Whatever I ask the refugees about, the discussion usually ends up talking about food. The rations have been given out once a month. In the beginning. For each family according to the number of people. People say that the rations last for about 15 days. Ater this. They ask neighbours or borrow. And give back when they get new rations. That goes for the people who have no business to support themselves. Seems that however small additional business people have, it is a huga advatange. It is forbidden to get firewood from around the camp and the hosting community, the Turkana people, are serious about this question. „When they find you taking down a tree, they can kill you or rape you“. There is an agency that gives people firewood after every 3 months. Which is too less. They have nothing to cook with. And they sell their food rations to cook. Moreover, because they have been given maize, they need to grind it into flour. This also costs. They need to sell the rations. To buy shoes. Sell the rations. Sanitary needs. Sell the rations. Books, pens for children. Sell the rations.

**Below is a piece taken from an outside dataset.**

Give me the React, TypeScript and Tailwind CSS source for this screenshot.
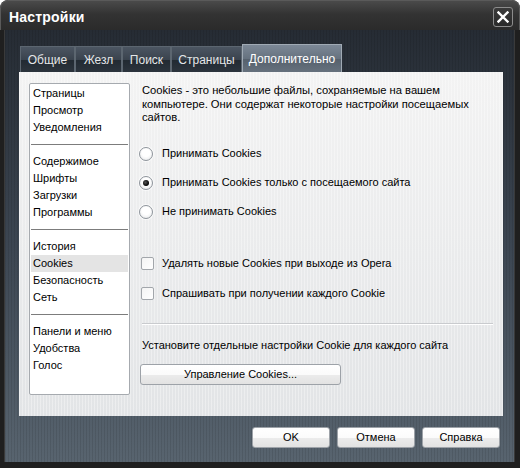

Those who have opened their small caffee, shop or have small plot with vegetables are very thankful and positive, as they are doing well compared to so many.
So, tomorrow. I go to the reception centre to see how the new arrivals are transported to their new homes.
I have very contradictory feelings. In one hand, I would like to tell the refugees that look at all these things that have been given to you and be thankful. But when I was about to make that statement, I was invited for lunch. I shared the daily refugee food with the block leader Thomas and I could not eat more than few spoonfuls. He ate all. Cause that was it for today. The food didn’t have much taste, leave alone nutritians.
I wonder if the people who live off from food rations ever eat vegetables. Then I felt like taking this food to the fancy Nairobi office and ask the people who make decisions to eat that for a week. Cause I even could not for one meal. However, as I said, the people working here are very hardworking and concerned. I hope they have got enough appreciation.